Jordan writes a careful note in the notebook:
Important caveat: This is a correlation, not a causal claim. We can't say that doing poorly in CS101 causes poor CS201 performance. Both could be influenced by other factors (study habits, work schedule, math preparation). What we can say is that CS101 grades are a strong predictor of CS201 outcomes, which suggests that targeted tutoring for students earning B- or below in CS101 could be valuable.
Question 3: CS Majors vs. Non-CS Majors
Jordan's final question requires joining three tables — students, enrollments, and courses:
major_perf = pd.read_sql("""
SELECT
CASE
WHEN s.major = 'Computer Science'
THEN 'CS Major'
ELSE 'Non-CS Major'
END as major_group,
c.level,
AVG(CASE
WHEN e.grade = 'A' THEN 4.0
WHEN e.grade = 'A-' THEN 3.7
WHEN e.grade = 'B+' THEN 3.3
WHEN e.grade = 'B' THEN 3.0
WHEN e.grade = 'B-' THEN 2.7
WHEN e.grade = 'C+' THEN 2.3
WHEN e.grade = 'C' THEN 2.0
WHEN e.grade = 'C-' THEN 1.7
WHEN e.grade = 'D+' THEN 1.3
WHEN e.grade = 'D' THEN 1.0
WHEN e.grade = 'F' THEN 0.0
END) as avg_gpa,
COUNT(*) as enrollments
FROM enrollments e
JOIN students s ON e.student_id = s.student_id
JOIN courses c ON e.course_id = c.course_id
GROUP BY major_group, c.level
ORDER BY c.level, major_group
""", conn)
print(major_perf)
major_group level avg_gpa enrollments
0 CS Major advanced 3.21 280
1 Non-CS Major advanced 2.87 102
2 CS Major intermediate 2.95 1245
3 Non-CS Major intermediate 2.62 534
4 CS Major intro 2.82 2890
5 Non-CS Major intro 2.58 1883
CS majors outperform non-CS majors at every level, with the gap widening slightly in advanced courses.
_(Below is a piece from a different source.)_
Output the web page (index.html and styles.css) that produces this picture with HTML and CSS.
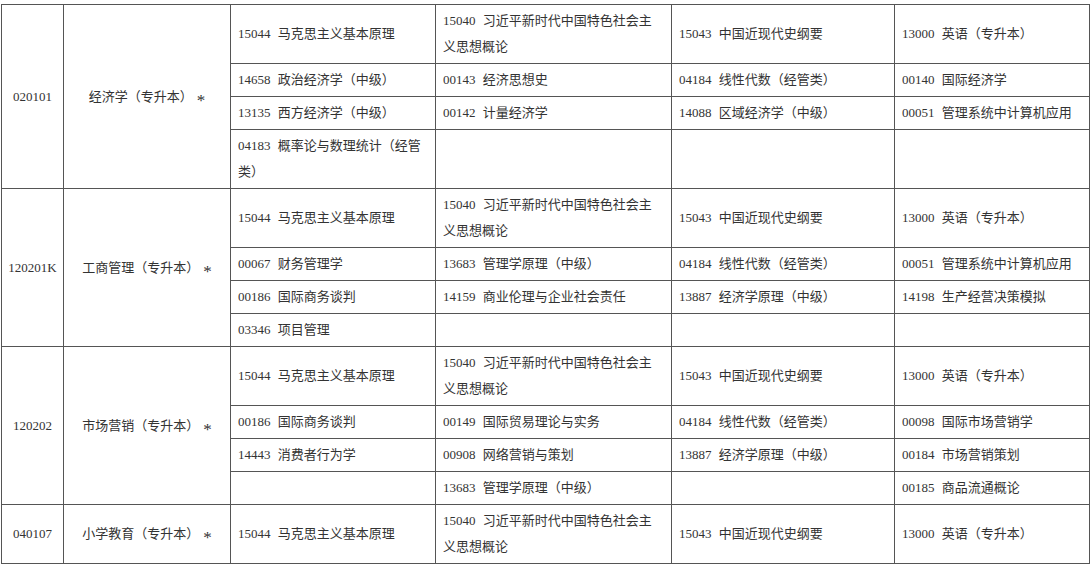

This makes intuitive sense — CS majors are likely more invested in the material and may have stronger foundational preparation.
Jordan is impressed by how much they could learn with just a few SQL queries. The database approach let them ask precise questions across multiple related tables without loading everything into memory.
Closing the Connection
Jordan wraps up responsibly:
conn.close()
What Jordan Learned
-
SQL reads like English. Once you understand the basic keywords (SELECT, FROM, WHERE, JOIN, GROUP BY), writing queries feels more like describing what you want than programming how to get it.
-
Joins connect the dots. The students, courses, and enrollments tables are individually useful, but the real insights came from combining them. The self-join for the CS101-to-CS201 analysis was the most surprising technique — Jordan hadn't thought of joining a table with itself.
-
SQL and pandas work together. SQL was great for extracting and aggregating the data, but pandas was essential for the follow-up analysis — creating pivot tables, mapping grades to numeric values, and computing grouped statistics.
-
Caveats matter. Jordan resisted the temptation to say "bad CS101 grades cause bad CS201 grades." The data shows correlation, and that's valuable — but the notebook documents the limitation honestly.
-
Databases are organized. Compared to working with three separate CSV files, the database structure felt cleaner. Related data lives in connected tables, and SQL lets you pull exactly what you need.
The Outcome
Jordan presents these findings to Professor Okafor, who is impressed enough to forward the notebook to the department chair. The tutoring center implements a new policy: any student earning below a B- in CS101 receives an email offering free tutoring before they enroll in CS201. Jordan's data work led to a real intervention — and that's what data science is about.
Discussion Questions
-
Why was a self-join necessary for Question 2? Could Jordan have answered this question without SQL, using only pandas operations on separate DataFrames?
-
Jordan found that CS majors outperform non-CS majors. What are three possible explanations for this difference other than "CS majors are smarter"?
-
The CASE statement in Question 3's SQL query converts letter grades to numeric values. Jordan also did this conversion in pandas (using
.map()) for Question 2. What are the trade-offs of doing this conversion in SQL vs. pandas? -
Professor Okafor gave Jordan anonymized data — student names were replaced with numeric IDs. Why is this important? What could go wrong if the data contained real names?